Map, Normalize, Merge: How AI Fixes the Hidden Data Problems Behind B2B Search

Written by Kevin Jackson | Oct 7, 2025 8:53:38 PM

Have you ever gone to your favorite supplier or retailer, tried to filter by product specs, and still couldn’t find what you were looking for - even though you knew exactly what you wanted? You’re not alone.

Even today, it’s a common frustration - especially in B2B ecommerce. While major retailers have invested heavily in advanced site search and structured product data, many distributors are still playing catch-up. For them, digital transformation hasn’t just been about going online - it’s been about wrangling decades of supplier data chaos into something buyers can actually search, filter, and trust.

And the data backs this up.

TL;DR: Why filters fail in B2B catalogs

B2B buyers often know exactly what they want, but they still can’t find it because supplier data does not fit cleanly into the distributor’s catalog.

The biggest culprits are category mismatches, unnormalized attributes, and duplicate SKUs.
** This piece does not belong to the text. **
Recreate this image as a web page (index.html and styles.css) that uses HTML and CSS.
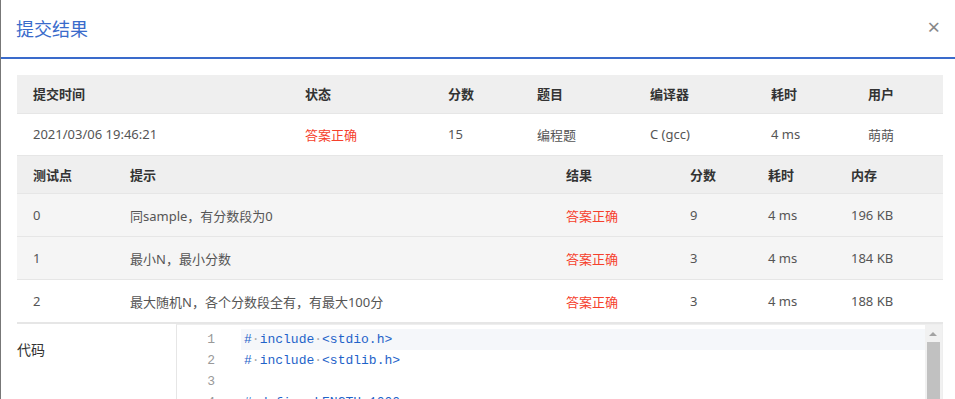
FILE: index.html
```html
<!DOCTYPE html>
<html lang="zh-CN">
<head>
  <meta charset="UTF-8" />
  <title>提交结果</title>
  <link rel="stylesheet" href="styles.css">
</head>
<body>
  <div class="dialog">
    <div class="dialog-header">
      <h2>提交结果</h2>
      <span class="close">&times;</span>
    </div>

    <div class="dialog-body">
      <table class="grid summary">
        <colgroup>
          <col style="width:272px"><col style="width:143px"><col style="width:89px">
          <col style="width:113px"><col style="width:121px"><col style="width:97px"><col style="width:91px">
        </colgroup>
        <thead>
          <tr><th>提交时间</th><th>状态</th><th>分数</th><th>题目</th><th>编译器</th><th>耗时</th><th>用户</th></tr>
        </thead>
        <tbody>
          <tr class="white">
            <td>2021/03/06 19:46:21</td><td class="ok">答案正确</td><td>15</td><td>编程题</td><td>C (gcc)</td><td>4 ms</td><td>萌萌</td>
          </tr>
        </tbody>
      </table>

      <table class="grid cases">
        <colgroup>
          <col style="width:97px"><col style="width:436px"><col style="width:124px">
          <col style="width:78px"><col style="width:83px"><col style="width:108px">
        </colgroup>
        <thead>
          <tr><th>测试点</th><th>提示</th><th>结果</th><th>分数</th><th>耗时</th><th>内存</th></tr>
        </thead>
        <tbody>
          <tr class="grey"><td>0</td><td>同sample，有分数段为0</td><td class="ok">答案正确</td><td>9</td><td>4 ms</td><td>196 KB</td></tr>
          <tr class="grey"><td>1</td><td>最小N，最小分数</td><td class="ok">答案正确</td><td>3</td><td>4 ms</td><td>184 KB</td></tr>
          <tr class="white"><td>2</td><td>最大随机N，各个分数段全有，有最大100分</td><td class="ok">答案正确</td><td>3</td><td>4 ms</td><td>188 KB</td></tr>
        </tbody>
      </table>

      <div class="code-row">
        <div class="code-label">代码</div>
        <div class="editor">
          <div class="lines">
            <div class="line active"><span class="num">1</span><code>#<i>·</i>include<i>·</i>&lt;stdio.h&gt;</code></div>
            <div class="line"><span class="num">2</span><code>#<i>·</i>include<i>·</i>&lt;stdlib.h&gt;</code></div>
            <div class="line"><span class="num">3</span><code></code></div>
            <div class="line"><span class="num">4</span><code>#<i>·</i>define<i>·</i>LENGTH<i>·</i>1000</code></div>
            <div class="line"><span class="num">5</span><code></code></div>
          </div>
          <div class="scrollbar">
            <span class="arrow"></span>
            <span class="thumb"></span>
          </div>
        </div>
      </div>
    </div>
  </div>
</body>
</html>
```

FILE: styles.css
```css
:root {
  --blue: #3a6bcb;
  --red: #f5402c;
  --text: #555;
  --head: #333;
  --line: #e6e6e6;
  --head-bg: #efefef;
  --row-bg: #f5f5f5;
}

* {
  box-sizing: border-box;
}

html, body {
  overflow: hidden;
}

body {
  margin: 0;
  background: #fff;
  font-family: "Noto Sans", "Noto Sans CJK SC", sans-serif;
  font-size: 13px;
  color: var(--text);
}

.dialog {
  height: 399px;
  border-left: 1px solid #777;
}

.dialog-header {
  display: flex;
  align-items: center;
  justify-content: space-between;
  height: 59px;
  padding: 0 15px 2px 15px;
  border-bottom: 2px solid var(--blue);
}

.dialog-header h2 {
  margin: 0;
  font-size: 18px;
  font-weight: normal;
  color: var(--blue);
}

.close {
  font-size: 22px;
  color: #888;
  line-height: 1;
  margin-top: -3px;
}

.dialog-body {
  padding: 16px 12px 0 16px;
}

.grid {
  width: 926px;
  table-layout: fixed;
  border-collapse: collapse;
}

.grid th,
.grid td {
  text-align: left;
  padding: 0 0 0 16px;
  white-space: nowrap;
  border-bottom: 1px solid var(--line);
}

.grid th {
  height: 38px;
  background: var(--head-bg);
  color: var(--head);
  font-weight: 600;
}

.grid td {
  height: 42px;
}

.cases td {
  height: 43px;
}

.grey td {
  background: var(--row-bg);
}

.white td {
  background: #fff;
}

.grid .ok {
  color: var(--red);
}

.code-row {
  display: flex;
  width: 926px;
  border-top: 1px solid var(--line);
}

.code-label {
  width: 159px;
  padding-top: 15px;
  font-size: 14px;
  color: #333;
}

.editor {
  flex: 1;
  display: flex;
  height: 80px;
  border-left: 1px solid var(--line);
  border-top: 1px solid #eee;
  border-right: 1px solid #eee;
}

.lines {
  flex: 1;
  padding-top: 4px;
  font-family: "Liberation Mono", monospace;
  font-size: 13px;
}

.line {
  display: flex;
  height: 21px;
  line-height: 21px;
}

.num {
  width: 38px;
  text-align: right;
  color: #999;
  flex-shrink: 0;
}

.line code {
  flex: 1;
  margin-left: 26px;
  padding-left: 3px;
  font-family: inherit;
  color: #1f63c9;
}

.line code i {
  font-style: normal;
  color: #aaa;
}

.line.active code {
  background: #f5f7fa;
}

.scrollbar {
  position: relative;
  width: 17px;
  background: #f1f1f1;
}

.arrow {
  position: absolute;
  top: 7px;
  left: 4px;
  border-left: 4px solid transparent;
  border-right: 4px solid transparent;
  border-bottom: 4px solid #a3a3a3;
}

.thumb {
  position: absolute;
  top: 17px;
  left: 2px;
  right: 2px;
  bottom: 0;
  background: #c1c1c1;
}
```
Fix those three and search becomes faster, cleaner, and more trustworthy.

Product Data Quality Problems Are Everywhere

Source: Ventana Research, “Building High-Quality Complete Product Information”

A study by Ventana Research found that:

52% of organizations struggle with incompatible data integration and quality tools.
48% are challenged by disparate forms of supplier data, and
43% say standardizing data is too difficult.

It’s no wonder that only 16% of organizations fully trust their product information processes and buyers get a poor customer experience.

For B2B distributors, this disconnect shows up everywhere - from broken filters and duplicate SKUs to inconsistent category structures that make good products invisible. In the sections that follow, we’ll look at three of the biggest underlying causes of poor search performance - category mapping, attribute normalization, and duplicate detection - and how modern AI-driven tools like CatalogIQ are solving them at scale.

Category Mapping - When Supplier Data Doesn’t Fit Your Catalog

Most distributors know the pain of trying to merge supplier data into their own catalog structure. Every new feed arrives in a slightly different shape, with categories that don’t match your taxonomy. One supplier calls it Fasteners, another Screws & Bolts, another Hardware Components. Multiply that inconsistency across hundreds of vendors and you end up with a catalog full of overlap, confusion, and products that buyers can’t easily find.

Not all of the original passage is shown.